Ieri
ho finito di leggere Benedizione
di Kent Haruf, tradotto da Fabio Cremonesi e edito da
NN editore. Gente ganza, giovane e indipendente, che consiglio
di tenere d'occhio. Ma, dicevo, il libro.
Avevo
iniziato a leggerlo una settimana fa, seduta sulla panchina dura di
un centro commerciale. E da quelle prime pagine sono uscita
tramortita, con l'umore ammaccato. Benedizione fa parte di quella
tipologia di romanzo americano che spesso rifuggo, perché è troppo.
Troppa realtà, troppo intensa, troppa vita. Senza sconti o
ammiccamenti bonari al lettore. Haruf è la progenie di Steinbeck, e
dalle sue pagine traspare la stessa America di McCarthy. Con meno
pistole e senza cannibali, ma ugualmente grigia.
Vediamo,
la trama. Benedizione racconta un breve periodo nelle vite di alcuni
abitanti di Holt, cittadina nella provincia americana del Colorado.
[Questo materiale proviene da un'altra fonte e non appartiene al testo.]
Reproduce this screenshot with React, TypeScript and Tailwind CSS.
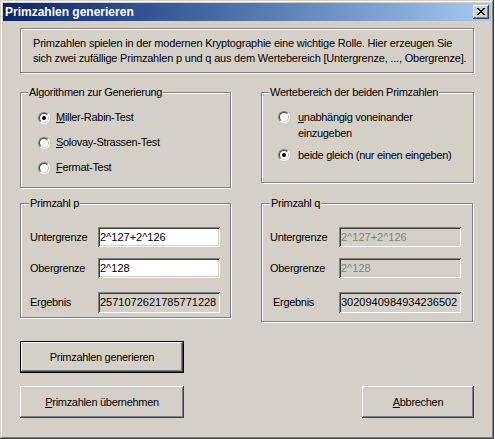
import React from "react";

const bevelRaised =
  "shadow-[inset_-1px_-1px_0_#404040,inset_1px_1px_0_#fff,inset_-2px_-2px_0_#808080,inset_2px_2px_0_#d4d0c8]";
const sunken =
  "shadow-[inset_1px_1px_0_#808080,inset_-1px_-1px_0_#fff,inset_2px_2px_0_#404040,inset_-2px_-2px_0_#d4d0c8]";
const etched = "border border-[#808080] shadow-[inset_1px_1px_0_#fff,1px_1px_0_#fff]";

function Radio({ checked }: { checked?: boolean }) {
  return (
    <span className="relative inline-block w-[12px] h-[12px] shrink-0 rounded-full border border-t-[#808080] border-l-[#808080] border-r-white border-b-white">
      <span className="absolute inset-0 rounded-full border border-t-[#404040] border-l-[#404040] border-r-[#d4d0c8] border-b-[#d4d0c8] bg-white flex items-center justify-center">
        {checked && <span className="w-[4px] h-[4px] rounded-full bg-black" />}
      </span>
    </span>
  );
}

function Group({
  label,
  className,
  labelLeft,
  children,
}: {
  label: string;
  className: string;
  labelLeft: string;
  children?: React.ReactNode;
}) {
  return (
    <div className={`relative ${etched} ${className}`}>
      <span
        className={`absolute top-[-7px] ${labelLeft} px-[1px] bg-[#d4d0c8] leading-[13px] tracking-[-0.3px]`}
      >
        {label}
      </span>
      {children}
    </div>
  );
}

function Field({
  value,
  disabled,
  readOnly,
  h,
}: {
  value: string;
  disabled?: boolean;
  readOnly?: boolean;
  h: string;
}) {
  const bg = disabled || readOnly ? "bg-[#d4d0c8]" : "bg-white";
  const color = disabled ? "text-[#808080]" : "text-black";
  return (
    <div
      className={`w-[122px] ${h} ${bg} ${color} ${sunken} flex items-center pl-[2px] pr-[2px] overflow-hidden whitespace-nowrap leading-[13px]`}
    >
      {value}
    </div>
  );
}

function Row({
  label,
  labelW,
  labelClass,
  children,
}: {
  label: string;
  labelW: string;
  labelClass?: string;
  children: React.ReactNode;
}) {
  return (
    <div className="flex items-center">
      <span className={`${labelW} shrink-0 tracking-[-0.3px] ${labelClass ?? ""}`}>{label}</span>
      {children}
    </div>
  );
}

function CloseGlyph() {
  const rows = [
    [0, 1, 6, 7],
    [1, 2, 5, 6],
    [2, 3, 4, 5],
    [3, 4],
    [2, 3, 4, 5],
    [1, 2, 5, 6],
    [0, 1, 6, 7],
  ];
  return (
    <svg width="8" height="7" viewBox="0 0 8 7" shapeRendering="crispEdges">
      {rows.map((cols, y) =>
        cols.map((x) => <rect key={`${x}-${y}`} x={x} y={y} width="1" height="1" fill="#000" />)
      )}
    </svg>
  );
}

export default function App() {
  return (
    <div
      className="w-[494px] h-[439px] bg-[#d4d0c8] text-black text-[11px] shadow-[inset_-1px_-1px_0_#404040,inset_1px_1px_0_#d4d0c8,inset_-2px_-2px_0_#808080,inset_2px_2px_0_#fff] flex flex-col"
      style={{ fontFamily: '"Liberation Sans", Arial, sans-serif' }}
    >
      {/* Title bar */}
      <div className="mx-[3px] mt-[3px] h-[18px] flex items-center justify-between bg-gradient-to-r from-[#0a246a] to-[#a6caf0]">
        <span className="pl-[2px] text-white font-bold text-[12px] leading-[18px]">
          Primzahlen generieren
        </span>
        <div
          className={`mr-[2px] w-[16px] h-[14px] bg-[#d4d0c8] flex items-center justify-center ${bevelRaised}`}
        >
          <span className="mt-[-1px] flex">
            <CloseGlyph />
          </span>
        </div>
      </div>

      {/* Content */}
      <div className="pl-[20px] pt-[7px] flex flex-col">
        <div className={`w-[454px] h-[45px] ${etched} pl-[12px] pt-[7px] leading-[15px] tracking-[-0.2px]`}>
          <div>Primzahlen spielen in der modernen Kryptographie eine wichtige Rolle. Hier erzeugen Sie</div>
          <div>sich zwei zufällige Primzahlen p und q aus dem Wertebereich [Untergrenze, ..., Obergrenze].</div>
        </div>

        <div className="mt-[19px] flex items-start gap-[30px]">
          <Group label="Algorithmen zur Generierung" className="w-[211px] h-[96px]" labelLeft="left-[7px]">
            <div className="pt-[12px] pl-[17px] flex flex-col">
              <div className="h-[25px] flex items-center gap-[6px]">
                <Radio checked />
                <span className="tracking-[-0.3px]">
                  <span className="underline">M</span>iller-Rabin-Test
                </span>
              </div>
              <div className="h-[25px] flex items-center gap-[6px]">
                <Radio />
                <span className="tracking-[-0.3px]">
                  <span className="underline">S</span>olovay-Strassen-Test
                </span>
              </div>
              <div className="h-[25px] flex items-center gap-[6px]">
                <Radio />
                <span className="tracking-[-0.3px]">
                  <span className="underline">F</span>ermat-Test
                </span>
              </div>
            </div>
          </Group>

          <Group label="Wertebereich der beiden Primzahlen" className="w-[213px] h-[91px]" labelLeft="left-[7px]">
            <div className="pt-[16px] pl-[16px] flex flex-col">
              <div className="flex items-start gap-[8px]">
                <span className="mt-[2px] flex">
                  <Radio />
                </span>
                <span className="leading-[16px] tracking-[-0.3px]">
                  <span className="underline">u</span>nabhängig voneinander
                  <br />
                  einzugeben
                </span>
              </div>
              <div className="mt-[6px] flex items-start gap-[8px]">
                <span className="mt-[2px] flex">
                  <Radio checked />
                </span>
                <span className="leading-[16px] tracking-[-0.3px]">beide gleich (nur einen eingeben)</span>
              </div>
            </div>
          </Group>
        </div>

        <div className="mt-[15px] flex items-start gap-[30px]">
          <Group label="Primzahl p" className="w-[211px] h-[115px]" labelLeft="left-[8px]">
            <div className="pt-[23px] pl-[9px] flex flex-col">
              <Row label="Untergrenze" labelW="w-[68px]">
                <Field value="2^127+2^126" h="h-[20px]" />
              </Row>
              <div className="mt-[11px]">
                <Row label="Obergrenze" labelW="w-[68px]">
                  <Field value="2^128" h="h-[20px]" />
                </Row>
              </div>
              <div className="mt-[14px]">
                <Row label="Ergebnis" labelW="w-[68px]">
                  <Field value="2571072621785771228" readOnly h="h-[21px]" />
                </Row>
              </div>
            </div>
          </Group>

          <Group label="Primzahl q" className="w-[212px] h-[119px]" labelLeft="left-[8px]">
            <div className="pt-[23px] pl-[8px] flex flex-col">
              <Row label="Untergrenze" labelW="w-[69px]">
                <Field value="2^127+2^126" disabled h="h-[20px]" />
              </Row>
              <div className="mt-[11px]">
                <Row label="Obergrenze" labelW="w-[69px]">
                  <Field value="2^128" disabled h="h-[20px]" />
                </Row>
              </div>
              <div className="mt-[14px]">
                <Row label="Ergebnis" labelW="w-[69px]" labelClass="pl-[3px]">
                  <Field value="3020940984934236502" readOnly h="h-[21px]" />
                </Row>
              </div>
            </div>
          </Group>
        </div>

        <div className="mt-[19px] w-[164px] h-[32px] border border-black">
          <div className={`w-full h-full flex items-center justify-center ${bevelRaised} tracking-[-0.3px]`}>
            <span>
              Primzahlen <span className="underline">g</span>enerieren
            </span>
          </div>
        </div>

        <div className="mt-[13px] w-[454px] flex justify-between">
          <div className={`w-[164px] h-[32px] flex items-center justify-center ${bevelRaised} tracking-[-0.3px]`}>
            <span>
              <span className="underline">P</span>rimzahlen übernehmen
            </span>
          </div>
          <div className={`w-[112px] h-[32px] flex items-center justify-center ${bevelRaised} tracking-[-0.3px]`}>
            <span>
              <span className="underline">A</span>bbrechen
            </span>
          </div>
        </div>
      </div>
    </div>
  );
}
Prima di tutto c'è Dad Lewis, che sta morendo. È anziano, direttore
di un negozio di ferramenta. Vive insieme alla moglie Mary, che si
prende cura di lui. Sono una bella coppia, non di quelle allegre, ma
di quelle che parlano col silenzio. C'è la figlia Lorraine, che li
raggiunge quando Mary le comunica la nera diagnosi di Dad. E poi ci
sono le vicine di casa, l'anziana Bertha May che ha preso con sé la
nipotina Alice, una ragazzina silenziosa che ha appena perso la madre
per un tumore al seno. L'anziana Willa con la figlia Alene, una
professoressa. E infine il reverendo Lyle con la famiglia, la moglie
e un figlio, cacciati dalla congregazione di Denver perché Lyle ha
preso le difese di un pastore omosessuale. Benedizione è l'insieme
delle loro storie, le loro strade che si incrociano a Holt per
qualche settimana. Dad Lewis che va incontro alla morte con una
macchia nera di rimpianto nel cuore; Lyle che cerca di dare un senso
alla propria presenza a Holt, mentre il figlio adolescente non
vorrebbe fare altro che andarsene. Willa e Alene si stringono intorno
ad Alice, la giovanissima nipote di Bertha May, e sembra quasi che
vogliano trarre la vita dalla sua presenza, come se potessero
elemosinarne un po' da lei solo standole attorno.
È
un libro bellissimo. È curioso che, per quanto mi sia piaciuto, metà
del tempo che passo a parlarne vada via in lamentele sul senso di
sconforto che ti lascia dentro. È che non sono abituata a letture
del genere. Sortiscono su di me un effetto troppo potente, che è
difficile scacciare via. Ma è un libro stupendo, con una narrazione
che scorre – e so che qui sembrerò un incrocio tra Fabio Volo e
Marzullo ma non riesco a spiegarmi meglio – come le onde di un mare
calmo. Lenta, senza scossoni, ma ineluttabile.
Ed
è bello lo stile, essenziale e preciso. Sono belli i personaggi,
estremamente veri. E la storia, il modo in cui le cose vanno e
vengono raccontate, ecco, non posso dire che sia bella. Non perché
sia qualcosa di meno, ma perché... non lo so. È e basta.
A
libro chiuso mi è venuto da pensare a Port William, la comunità
raccontata da Wendell Berry di cui ho chiacchierato qui e qui. Berry
racconta di un'America che non somiglia affatto a quella di Haruf.
L'America di Berry può essere ugualmente anziana e abbandonata,
magari ignorante e povera, ma quasi sempre dignitosa, ma con
un'impagabile capacità di comprendere, accogliere, accettare.
Aiutare. Wendell Berry nei propri libri parla di calore umano, del
senso di comunità, del tutto che è qualcosa in più della somma
delle piccole parti. Sono libri che fanno stare bene, che ti fanno
quasi sentire al sicuro. E poi c'è stato questo libro di Kent Haruf,
in cui una comunità rimane distante, e la distanza la avverti
invalicabile anche tra le singole persone, perfino all'interno di una
stessa famiglia. Holt è una cittadina piccola, gretta, povera
dentro.
Però
non sono sicura dopotutto che la differenza sia tra le due comunità.
Può darsi che la differenza sia nel punto di vista. Il reverendo
Lyle, quello trasferito a Holt da Denver, è davvero una bella
persona, e soprattutto uno che “ci crede”, e magari Holt
risulterebbe migliore se fosse stato lui a raccontarla.
Non
lo so. Riflessioni mie, della cui sconclusionatezza chiedo venia.
Rimane
il fatto che Benedizione è stupendo. Punto.